A slimmed down version of the Republican plan to repeal and replace Affordable Care Act (ACA; popularly known as Obamacare) failed to secure enough votes in the US Senate in the early hours of today (28 July). The bill – the Health Care Freedom Act (available here) – was rejected by 51 to 49 votes. All Democrats voted against it along with three Republicans – Senators John McCain of Arizona, Susan Collins of Maine, and Lisa Murkowski of Alaska.
The final vote did not take place until almost two hours past midnight, indicating just how contentious the debates were. Vice-President Mike Pence also made his way to the Capitol, expecting to cast the tiebreaking vote for the bill in the event of a 50:50 split in the vote. In the end, McCain’s vote, which unexpectedly went against the bill, meant that the vice-president’s intervention was not needed.
Key provisions of “skinny repeal” bill
The slimmed down version of the repeal bill, the Health Care Freedom Act (available here), is all in all eight pages. If implemented, it would have led to the following outcomes:
15 million people losing health insurance by next year, according to estimates from the non-partisan Congressional Budget Office (CBO).
The bill would have removed the individual mandate that requires people to have health insurance, without offering incentives to those who hold health insurance. In the absence of this key requirement under Obamacare, healthy people would have abandoned the health insurance exchanges, instead waiting until they get sick to obtain cover. The mandate for large employers to provide health insurance to their staff would have also been removed, further exacerbating the situation. As a result, sicker people would have been left in the health insurance pool, meaning that costs to health insurers would have rocketed and, consequently, premiums would have risen.
The CBO estimates (CBO assessment available here) that premiums for people purchasing their own health insurance would have increased by 20% in all years between 2018 and 2026.
It would have been easier for states to waive federal requirements on the minimum benefits their insurance plans provide such as maternity care and access to prescription medicines.
The bill would have removed federal funding for Planned Parenthood for one year, along with funding for several prevention and public health programmes available under Obamacare, while also delaying a tax on medical devices.
Even Republicans uncomfortable with the bill
The bill was unveiled just hours before the vote, and according to The New York Times, made several Republican Senators uncomfortable. McCain and Senators Lindsey Graham of South Carolina and Ron Johnson of Wisconsin “demanded ironclad assurances” from House Republican leaders that the House would not enact the Senate version of the bill. Although assurances were given, the newspaper suggested that some comments from House Republican Leader Paul Ryan left the door open to the possibility that if the Senate could not agree on a compromise House-Senate final bill, the House of Representatives might have no option but to pass the current Senate version of the bill. According to The New York Times, this possibility is what pushed McCain to eventually vote against the bill.

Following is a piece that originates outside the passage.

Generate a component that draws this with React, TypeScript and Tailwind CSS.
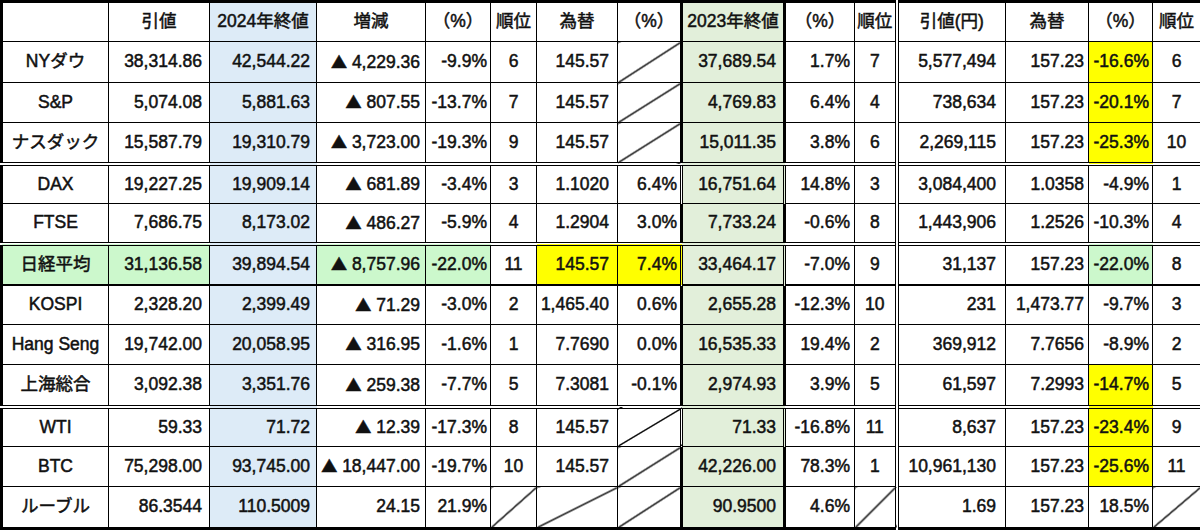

Where does this Senate vote leave the Republican healthcare reform initiative? Dead in the water is the likely answer, but given recent experience, anti-ACA initiatives have a way of making their way back to Congress. Republicans have spent the past seven years clamouring for Obamacare repeal and replace. It seems unlikely they will completely abandon their plans.
However, the Senate has clearly had enough at least for the time being. Unless the make-up of the Senate were to change considerably following the 2018 mid-term elections, with Republicans picking up more seats, it would be futile for them to try and push through another version of the healthcare reform considering they have a majority of only two seats in the Senate. And the version that failed to gain approval now was the ‘barebones’ version that all Republicans could agree to.
It would also seem that some Republicans in the Senate have not liked the way the current version of the bill was imposed on them – on very short notice and with virtually no room for debate. They are likely to rebel against the highhanded approach of the Senate Republican leadership – which in turn would make it harder to secure their support for other Senate initiatives.
The House, where Republicans enjoy a more sizeable majority, is unable to proceed with healthcare reform on its own in the absence of a Senate-approved bill. So for now, healthcare reform may take a backseat, as the Senate turns its attention to the other matters. For now at least, no further healthcare reform discussions have been timetabled, suggesting the Senate is finally moving to other business without the distractions of healthcare reform debates.
However, given that President Donald Trump would likely take this bill’s defeat as a personal humiliation, the Senate Republican leadership should expect to come under considerable pressure to reintroduce another healthcare reform bill in the not too distant future.